What's underappreciated about escalation rate is how it maps to agent morale. Agents who receive escalated tickets without context — just a frustrated customer and a thread with no summary — are spending their highest-effort time on the worst-prepared handoffs. Over time, this shows up in attrition and performance degradation. Escalation rate is technically a routing metric, but it's also a leading indicator of agent experience quality.

After deploying AI triage, track escalation rate by original ticket source: AI-initiated vs. human-initiated (agent-opened) conversations. AI-initiated escalations should carry a context card that includes conversation summary, customer history, and a recommended action. If your AI-initiated escalation rate is acceptable but agent experience on those tickets is still poor, the problem is in context quality, not volume.
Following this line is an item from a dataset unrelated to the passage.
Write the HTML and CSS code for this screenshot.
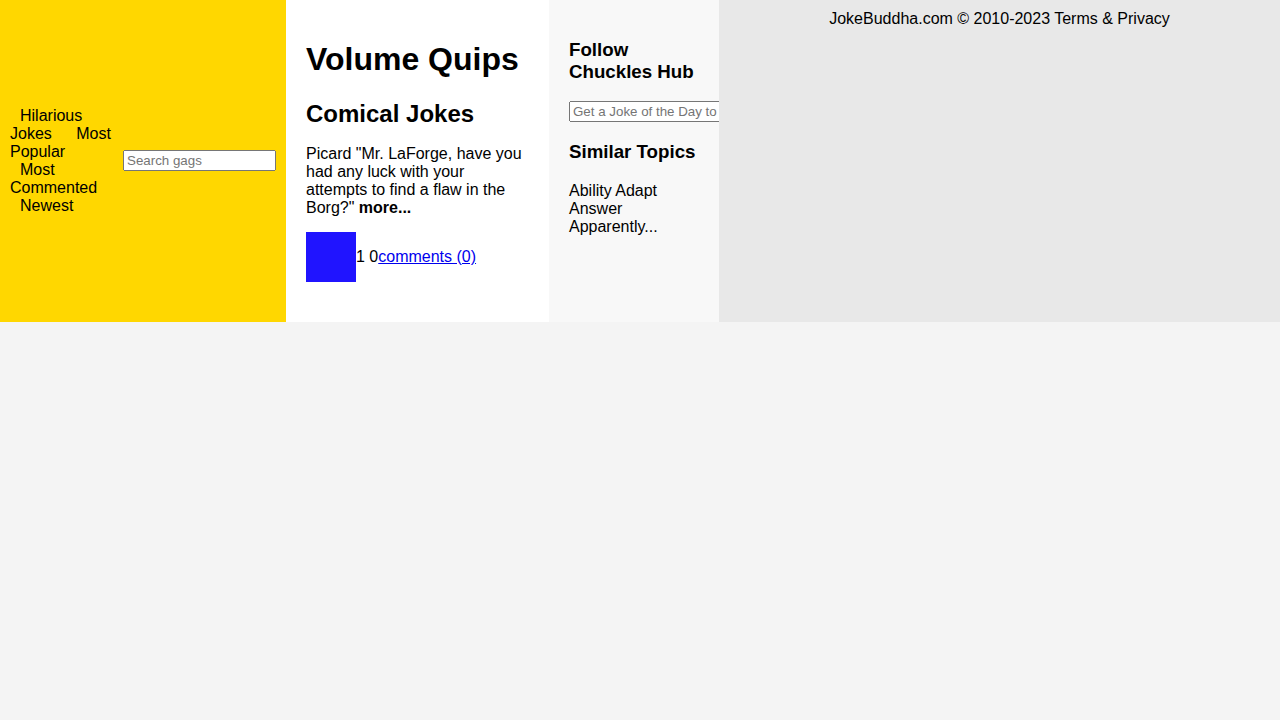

Reading these metrics together

Each of these five metrics tells you something, but the real signal comes from reading them together. A support operation that's genuinely improving after AI deployment should show: FRT improving across both AI-resolved and human-handled segments, CSAT holding or improving (with escalation-segment CSAT specifically tracked), resolution rate holding or improving alongside reopen-rate stability, AHT rising modestly but total agent cost per resolution falling, and escalation rate stable or declining as AI classification improves over time.

If you're seeing FRT improvement but CSAT decline and AHT spike simultaneously, that's usually a sign that AI is resolving tickets at high volume but with poor handoff quality — agents are handling escalations blind, taking longer, and customers are rating the overall experience poorly despite the fast initial reply. The fix is in the handoff design, not the classifier.

Metrics in isolation mislead. Metrics in combination reveal the actual shape of what's happening in your support operation.